Prior to nominating or appointing individuals as directors, the Board shall:

  • consider what competencies and skills the Board, as a whole, should possess;
  • assess what competencies and skills each existing director possesses (including the personality and other qualities of each director);

  • consider the appropriate size of the Board, with a view to facilitating effective decision-making;
  • consider the Company's diversity and inclusion goals; and
  • consider the advice and input of the Nomination and Corporate Governance Committee.

Compensation Matters

The Board is responsible for overseeing compensation matters (including compensation of officers and other senior management personnel and approving the Company's annual compensation budget) and to assist it with these responsibilities, the Board has established the Compensation Committee.

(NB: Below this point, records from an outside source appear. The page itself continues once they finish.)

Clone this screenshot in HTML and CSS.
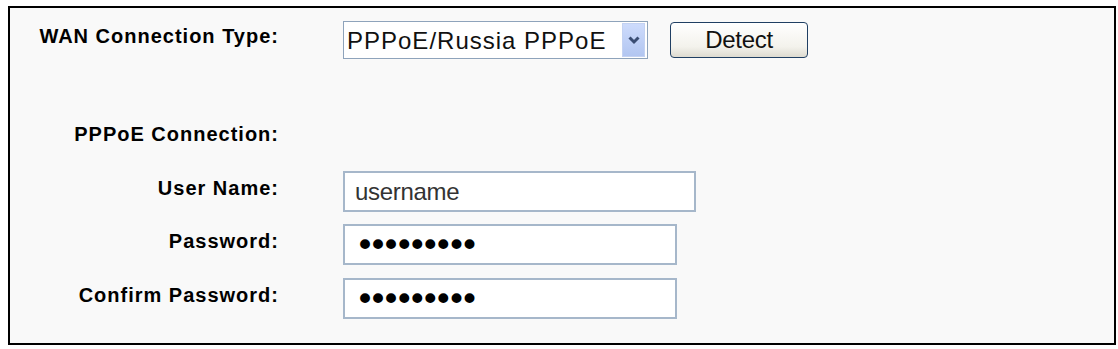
FILE: index.html
```html
<!DOCTYPE html>
<html lang="en">

<head>
  <meta charset="UTF-8" />
  <meta name="viewport" content="width=device-width, initial-scale=1.0" />
  <title>WAN</title>
  <link rel="stylesheet" href="styles.css">
</head>

<body>
  <div class="wan">
    <div class="row row-type">
      <label class="label" for="wantype">WAN Connection Type:</label>
      <div class="field">
        <span class="select">
          <select id="wantype" class="select-input">
            <option>PPPoE/Russia PPPoE</option>
          </select>
          <span class="select-arrow">
            <svg width="14" height="10" viewBox="0 0 14 10">
              <path d="M2.5 2.5 L7 7 L11.5 2.5" fill="none" stroke="#3a4d73" stroke-width="3" />
            </svg>
          </span>
        </span>
        <button class="btn" type="button">Detect</button>
      </div>
    </div>

    <div class="row row-title">
      <span class="label">PPPoE Connection:</span>
    </div>

    <div class="row row-user">
      <label class="label" for="user">User Name:</label>
      <div class="field">
        <input id="user" class="text text-wide" type="text" value="username" />
      </div>
    </div>

    <div class="row row-pass">
      <label class="label" for="pwd">Password:</label>
      <div class="field">
        <input id="pwd" class="text pass" type="password" value="123456789" />
      </div>
    </div>

    <div class="row row-confirm">
      <label class="label" for="pwd2">Confirm Password:</label>
      <div class="field">
        <input id="pwd2" class="text pass" type="password" value="123456789" />
      </div>
    </div>
  </div>
</body>

</html>
```

FILE: styles.css
```css
* {
  margin: 0;
  padding: 0;
  box-sizing: border-box;
}

body {
  background: #fff;
  font-family: "Liberation Sans", Arial, sans-serif;
}

.wan {
  width: 1108px;
  height: 339px;
  margin: 6px 0 0 8px;
  padding-top: 13px;
  border: 2px solid #000;
  background: #f9f9f9;
  display: flex;
  flex-direction: column;
}

.row {
  display: flex;
  align-items: flex-start;
}

.label {
  width: 269px;
  flex-shrink: 0;
  padding-top: 5px;
  text-align: right;
  font-size: 20px;
  line-height: 24px;
  font-weight: bold;
  letter-spacing: 1px;
  color: #000;
}

.field {
  margin-left: 64px;
  display: flex;
  align-items: center;
}

.row-type .label {
  padding-top: 3px;
}

.row-title {
  margin-top: 63px;
}

.row-title .label {
  padding-top: 0;
}

.row-user {
  margin-top: 25px;
}

.row-pass {
  margin-top: 12px;
}

.row-confirm {
  margin-top: 13px;
}

/* select */
.select {
  width: 305px;
  height: 38px;
  display: flex;
  align-items: center;
  padding: 1px 2px 1px 0;
  border: 1px solid #8ea3bb;
  background: #fff;
}

.select-input {
  flex: 1;
  height: 100%;
  padding-left: 3px;
  border: none;
  outline: none;
  background: transparent;
  appearance: none;
  -webkit-appearance: none;
  font-family: "Liberation Sans", Arial, sans-serif;
  font-size: 24px;
  letter-spacing: 1px;
  color: #111;
}

.select-arrow {
  width: 23px;
  height: 34px;
  display: flex;
  align-items: center;
  justify-content: center;
  background: linear-gradient(#cddbfc, #b2c6f1);
  border: 1px solid #c3d2f2;
}

/* button */
.btn {
  width: 138px;
  height: 36px;
  margin-left: 22px;
  border: 1px solid #203f63;
  border-radius: 4px;
  background: linear-gradient(#ffffff, #f3f2ec 70%, #dedbd0);
  font-family: "Liberation Sans", Arial, sans-serif;
  font-size: 24px;
  letter-spacing: -0.3px;
  color: #111;
}

/* inputs */
.text {
  width: 334px;
  height: 41px;
  padding-left: 10px;
  border: 2px solid #a6b7ca;
  background: #fff;
  outline: none;
  font-family: "Liberation Sans", Arial, sans-serif;
  font-size: 24px;
  letter-spacing: -0.3px;
  color: #333;
}

.text-wide {
  width: 353px;
}

.pass {
  font-family: "DejaVu Sans", sans-serif;
  font-size: 34px;
  letter-spacing: -7px;
  color: #000;
}
```
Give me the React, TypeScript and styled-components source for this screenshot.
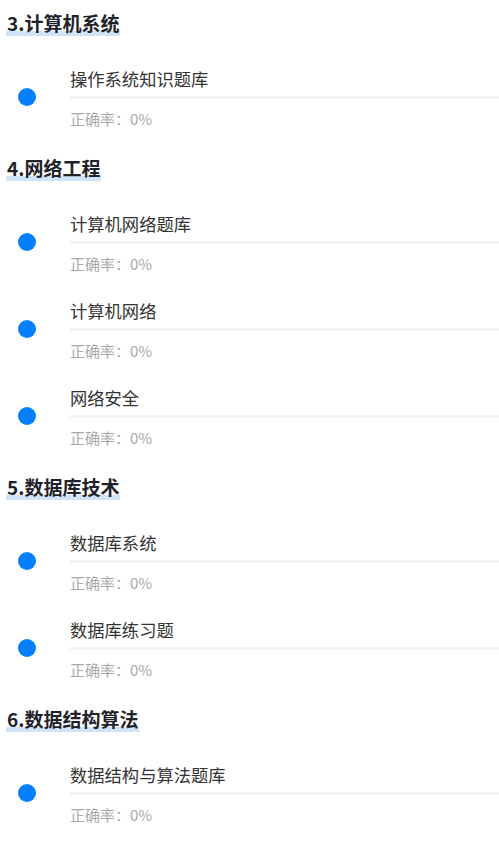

More specifically, the Board is responsible for approving:

  • the CEO's compensation level, after consideration of the evaluation conducted by and the recommendations of the Compensation Committee; and
  • non-CEO officer and director compensation, incentive-compensation plans, and equity-based plans, after consideration of the recommendations of the Compensation Committee.

Regular Board Assessments

The Board is responsible for regularly and at least annually assessing its own effectiveness and contribution, as well as the effectiveness and contribution of each Board committee and each individual director. Such assessments should consider:

  • in the case of the Board, this Mandate;
  • in the case of a Board committee, the committee's charter; and
  • in the case of an individual director, the applicable position description(s), as well as the competencies and skills each individual director is expected to bring to the Board.

Outside Advisors

The Board is responsible for implementing a system which enables an individual director, the Board or a committee to engage an external advisor at the expense of the Company in appropriate circumstances. Unless otherwise provided in a committee charter, the engagement of the external advisor shall be subject to the approval of the Board.